Статью напечатают в завтрашнем номере газеты. «Материал обработали, все факты использовали», — сказал ему еще позавчера по телефону сотрудник редакции. А Николай Николаевич знал, как в редакции «обрабатывают»: так порой подадут, что хоть в тюрьму сади… Он трижды пытался позвонить в редакцию и снять статью или убрать фразы об Антушеве, но связь была прервана, где-то в тайге порвало провода, что часто случалось в этих местах в непогоду.
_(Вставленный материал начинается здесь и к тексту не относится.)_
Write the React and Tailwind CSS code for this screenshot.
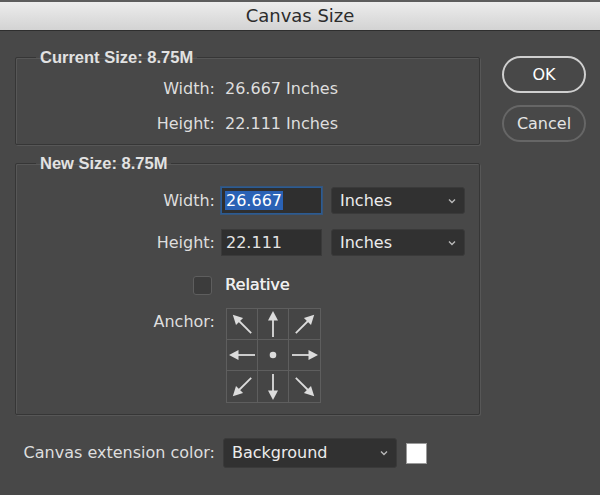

Почему он не подумал об этом раньше? А когда раньше? Вчера, например. Сегодня утром надо было уехать в райцентр, а оттуда на самолете в область. Хо, на самолете!.. Отсюда летают только маленькие самолеты. Да и едва ли летают в такую пакостную погоду. Кроме того, билет надо заказывать за сутки, за двое, там всего мест десять — двенадцать. И один рейс в день. Костяев говорил, что дорогу в райцентр завалило снегом — ни пройти, ни проехать.
Еще позвонить.
В трубке послышался равнодушный голос телефонистки: «Связь с городом нарушена».
Э, черт! Он успокаивал себя, что, возможно, восстановится связь и что вообще ничего особенного не произошло, — обыкновенная критика; ну, может быть, не совсем объективная, но все же критика недостатков, а критику надо уважать. Утешал, бодрил себя, но в душе оставалось что-то тревожное, тягостное, и в голову назойливо, неврастенично лезла цицероновская фраза: человеку свойственно ошибаться, а глупцу — настаивать на своей ошибке.
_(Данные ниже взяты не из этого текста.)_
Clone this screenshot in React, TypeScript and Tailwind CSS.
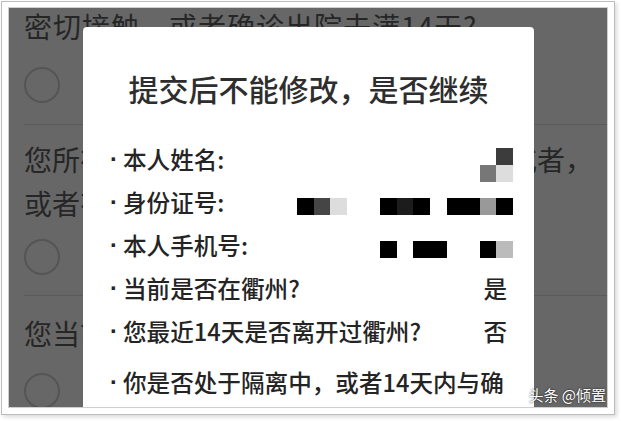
import React from "react";

const FONT = { fontFamily: '"Noto Sans CJK SC", "Noto Sans", sans-serif' };

// redaction mosaic cells, right aligned in the value column
const NAME_TOP = [null, "#3c3c3c"];
const NAME_BOTTOM = ["#777777", "#dddddd"];
const ID_CELLS = ["#000", "#454545", "#dddddd", null, null, "#000", "#1c1c1c", "#000", null, "#000", "#000", "#999999", "#000"];
const PHONE_CELLS = ["#000", null, "#000", "#000", null, null, "#000", "#bbbbbb"];

function Cells({ cells }: { cells: (string | null)[] }) {
  return (
    <div className="-mr-[6px] flex">
      {cells.map((c, i) => (
        <span key={i} className="h-[17px] w-[16.6px]" style={{ background: c ?? "transparent" }} />
      ))}
    </div>
  );
}

function Radio() {
  return <div className="h-[36px] w-[36px] rounded-full border-2 border-[#555]" />;
}

function Dot() {
  return <span className="w-[13px] shrink-0 font-['Liberation_Sans',sans-serif] font-bold">·</span>;
}

function Row({ label, children }: { label: string; children?: React.ReactNode }) {
  return (
    <div className="flex h-[43px] items-center justify-between">
      <div className="flex">
        <Dot />
        <span>{label}</span>
      </div>
      {children}
    </div>
  );
}

export default function App() {
  return (
    <div className="h-[421px] w-[621px] bg-white p-px" style={FONT}>
      <div className="h-[414px] w-[614px] border border-[#bdbdbd] bg-white pl-[6px] pt-[5px] shadow-[2px_2px_4px_rgba(0,0,0,0.15)]">
        <div className="relative h-[401px] w-[600px] overflow-hidden border border-[#cfcfcf] bg-[#676767] text-[#262626]">
          {/* page behind the dialog */}
          <div className="pl-[15px] text-[28px]">
            <div className="-mt-[4px] border-b border-[#5a5a5a] pb-[21px]">
              <div className="leading-[44px] tracking-[1px] whitespace-nowrap">密切接触，或者确诊出院未满14天?</div>
              <div className="mt-[19px]">
                <Radio />
              </div>
            </div>
            <div className="border-b border-[#5a5a5a] pb-[20px] pt-[12px]">
              <div className="flex justify-between pr-[14px] leading-[44px]">
                <span>您所在小区是否有确诊</span>
                <span>或者，</span>
              </div>
              <div className="leading-[44px]">或者有发热症状人员？</div>
              <div className="mt-[14px]">
                <Radio />
              </div>
            </div>
            <div className="pt-[15px]">
              <div className="leading-[44px]">您当前的健康状况</div>
              <div className="mt-[18px]">
                <Radio />
              </div>
            </div>
          </div>

          {/* confirm dialog */}
          <div className="absolute left-[74px] top-[19px] h-[420px] w-[451px] rounded-[4px] bg-white px-[27px] text-[#242424]">
            <div className="pt-[41px] text-center text-[30px] font-medium leading-[40px] text-[#2e2e2e]">
              提交后不能修改，是否继续
            </div>
            <div className="mt-[30px] text-[23.6px] font-medium">
              <Row label="本人姓名:">
                <div className="-mr-[6px] mt-[10px] flex flex-col">
                  <div className="flex">
                    {NAME_TOP.map((c, i) => (
                      <span key={i} className="h-[17px] w-[16.6px]" style={{ background: c ?? "transparent" }} />
                    ))}
                  </div>
                  <div className="flex">
                    {NAME_BOTTOM.map((c, i) => (
                      <span key={i} className="h-[17px] w-[16.6px]" style={{ background: c }} />
                    ))}
                  </div>
                </div>
              </Row>
              <Row label="身份证号:">
                <div className="mt-[7px]">
                  <Cells cells={ID_CELLS} />
                </div>
              </Row>
              <Row label="本人手机号:">
                <div className="mt-[7px]">
                  <Cells cells={PHONE_CELLS} />
                </div>
              </Row>
              <Row label="当前是否在衢州?">
                <span>是</span>
              </Row>
              <Row label="您最近14天是否离开过衢州?">
                <span>否</span>
              </Row>
              <div className="mt-[8px] flex leading-[43px]">
                <Dot />
                <div>
                  <div className="whitespace-nowrap">你是否处于隔离中，或者14天内与确</div>
                  <div>诊病例密切接触？</div>
                </div>
              </div>
            </div>
          </div>

          {/* watermark */}
          <div className="absolute bottom-[2px] right-[1px] text-[15px] leading-[20px] text-white [text-shadow:0_0_2px_rgba(0,0,0,0.9)]">
            头条 @倾置
          </div>
        </div>
      </div>
    </div>
  );
}
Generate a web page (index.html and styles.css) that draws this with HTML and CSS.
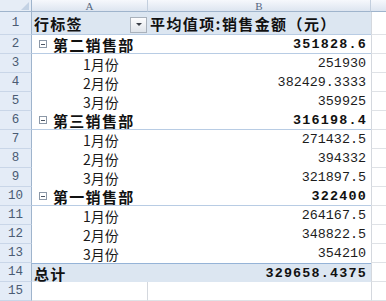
FILE: index.html
```html
<!DOCTYPE html>
<html lang="zh-CN">
<head>
<meta charset="utf-8">
<title>数据透视表</title>
<link rel="stylesheet" href="styles.css">
</head>
<body>
<div class="sheet">
  <div class="corner"><span class="tri"></span></div>
  <div class="ch">A</div>
  <div class="ch">B</div>
  <div class="ch ch-c"></div>

  <div class="rh">1</div>
  <div class="a head"><span>行标签</span><span class="dd"><span class="dd-tri"></span></span></div>
  <div class="b head head-b">平均值项:销售金额（元）</div>
  <div class="c"></div>

  <div class="rh">2</div>
  <div class="a grp"><span class="box"></span>第二销售部</div>
  <div class="b grp num-b">351828.6</div>
  <div class="c"></div>

  <div class="rh">3</div>
  <div class="a item">1月份</div>
  <div class="b num">251930</div>
  <div class="c"></div>

  <div class="rh">4</div>
  <div class="a item">2月份</div>
  <div class="b num">382429.3333</div>
  <div class="c"></div>

  <div class="rh">5</div>
  <div class="a item">3月份</div>
  <div class="b num">359925</div>
  <div class="c"></div>

  <div class="rh">6</div>
  <div class="a grp"><span class="box"></span>第三销售部</div>
  <div class="b grp num-b">316198.4</div>
  <div class="c"></div>

  <div class="rh">7</div>
  <div class="a item">1月份</div>
  <div class="b num">271432.5</div>
  <div class="c"></div>

  <div class="rh">8</div>
  <div class="a item">2月份</div>
  <div class="b num">394332</div>
  <div class="c"></div>

  <div class="rh">9</div>
  <div class="a item">3月份</div>
  <div class="b num">321897.5</div>
  <div class="c"></div>

  <div class="rh">10</div>
  <div class="a grp"><span class="box"></span>第一销售部</div>
  <div class="b grp num-b">322400</div>
  <div class="c"></div>

  <div class="rh">11</div>
  <div class="a item">1月份</div>
  <div class="b num">264167.5</div>
  <div class="c"></div>

  <div class="rh">12</div>
  <div class="a item">2月份</div>
  <div class="b num">348822.5</div>
  <div class="c"></div>

  <div class="rh">13</div>
  <div class="a item">3月份</div>
  <div class="b num">354210</div>
  <div class="c"></div>

  <div class="rh">14</div>
  <div class="a total">总计</div>
  <div class="b total num-b">329658.4375</div>
  <div class="c"></div>

  <div class="rh">15</div>
  <div class="a empty"></div>
  <div class="b empty"></div>
  <div class="c"></div>
</div>
</body>
</html>
```

FILE: styles.css
```css
html, body {
  margin: 0;
  padding: 0;
  background: #ffffff;
}

.sheet {
  display: grid;
  grid-template-columns: 32px 116px 223px 15px;
  grid-template-rows: 12px 23px repeat(14, 19px);
  width: 386px;
  height: 301px;
  overflow: hidden;
  font-family: "Noto Sans CJK SC", "Noto Sans", sans-serif;
  color: #111;
}

.sheet > div {
  box-sizing: border-box;
  display: flex;
  align-items: center;
  white-space: nowrap;
  overflow: hidden;
}

/* corner */
.corner {
  background: #e6edf6;
  border-right: 1px solid #9fb4cc;
  border-bottom: 1px solid #9fb4cc;
  justify-content: flex-end;
  align-items: flex-end !important;
  padding: 0 2px 1px 0;
}
.tri {
  width: 0;
  height: 0;
  border-left: 8px solid transparent;
  border-bottom: 8px solid #c3d2e4;
}

/* column headers */
.ch {
  justify-content: center;
  background: linear-gradient(#f6f8fc, #dde5f0);
  border-right: 1px solid #c3cfde;
  border-bottom: 1px solid #9fb4cc;
  font-family: "Liberation Serif", serif;
  font-size: 11px;
  line-height: 11px;
  color: #55677f;
  padding-top: 1px;
}
.ch-c {
  border-right: none;
}

/* row headers */
.rh {
  justify-content: center;
  background: #e4ecf7;
  border-right: 1px solid #9fb4cc;
  border-bottom: 1px solid #c9d6e8;
  font-family: "Liberation Mono", monospace;
  font-size: 12.5px;
  color: #4a5b73;
}

/* column C (outside pivot) */
.c {
  background: #fff;
  border-left: 1px solid #d4d8de;
  border-bottom: 1px solid #dfe2e6;
}

/* pivot cells */
.a, .b {
  background: #fff;
}

.head {
  background: #dce6f1 !important;
  border-bottom: 1px solid #b8cce4;
  font-weight: 700;
  font-size: 15px;
  letter-spacing: 1.2px;
}
.a.head {
  justify-content: space-between;
  padding-left: 2px;
}
.head-b {
  padding-left: 2px;
  letter-spacing: 1.4px;
}

.dd {
  box-sizing: border-box;
  width: 17px;
  height: 16px;
  margin-right: 1px;
  margin-top: 3px;
  border: 1px solid #a9b1bb;
  background: linear-gradient(#fdfdfe, #dfe4ea);
  display: flex;
  align-items: center;
  justify-content: center;
}
.dd-tri {
  width: 0;
  height: 0;
  border-left: 3px solid transparent;
  border-right: 3px solid transparent;
  border-top: 3px solid #3a3f47;
}

.grp {
  font-weight: 700;
  font-size: 15px;
  letter-spacing: 1.3px;
  border-bottom: 1px solid #b8cce4;
}
.a.grp {
  padding-left: 7px;
}
.box {
  box-sizing: border-box;
  width: 8px;
  height: 8px;
  margin-right: 6px;
  border: 1px solid #8c98a7;
  background: #fff;
  position: relative;
  flex: none;
}
.box::after {
  content: "";
  position: absolute;
  left: 1px;
  right: 1px;
  top: 2.5px;
  height: 1px;
  background: #4b5563;
}

.item {
  padding-left: 51px;
  font-size: 14px;
  color: #1a1a1a;
}

.num, .num-b {
  justify-content: flex-end;
  padding-right: 5px;
  font-family: "Liberation Mono", monospace;
  font-size: 13.4px;
  color: #1c1c1c;
}
.num-b {
  font-weight: 700;
  letter-spacing: 1.2px;
  padding-right: 4px;
  color: #111;
}

.total {
  background: #dce6f1 !important;
  border-top: 1px solid #95b3d7;
  font-weight: 700;
}
.a.total {
  padding-left: 2px;
  font-size: 15px;
  letter-spacing: 1.3px;
}

.a.empty {
  border-right: 1px solid #d4d8de;
  border-bottom: 1px solid #dfe2e6;
}
.b.empty {
  border-bottom: 1px solid #dfe2e6;
}
```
Утром к нему вызвали врача. Он почти не спал в эту ночь, голова была тяжелая, как котел, и мутная, будто после угарной бани. Когда-то все для него было трын-трава. А теперь тягостные мысли, гнетущее настроение выводили его из строя. Собственно, он уже не думал ни о статье, ни об Антушеве, вспоминались все больше давние события, трудности и лишения, мучившие его в войну, — он был тогда взводным, трижды ранен, — послевоенные голодные дни, когда он, кроме старой шинелишки, ничего не имел, и теперь было обидно за себя, жаль своей молодости. Но ведь смешно жалеть сейчас. И еще более смешно не спать из-за этого. Видимо, были какие-то другие причины бессонницы, непонятные ему. И, возможно, много причин. «Количество перешло в качество». Опять!..
Конечно, можно бы не вызывать врача, но жена Варакина, напуганная собственной болезнью и свято верившая в силы медицины, позвонила в больницу. Врач обнаружил перебои в сердце и прописал Николаю Николаевичу постельный режим. Такое с Варакиным случалось и раньше.
Он лежал и ругал себя: «Слюнтяй! Нелепый человек». В голову почему-то без конца лезли одни и те же слова из забытой песни: «В краю, где пурга свистит, где ветер и снег, вдруг может на полпути устать человек».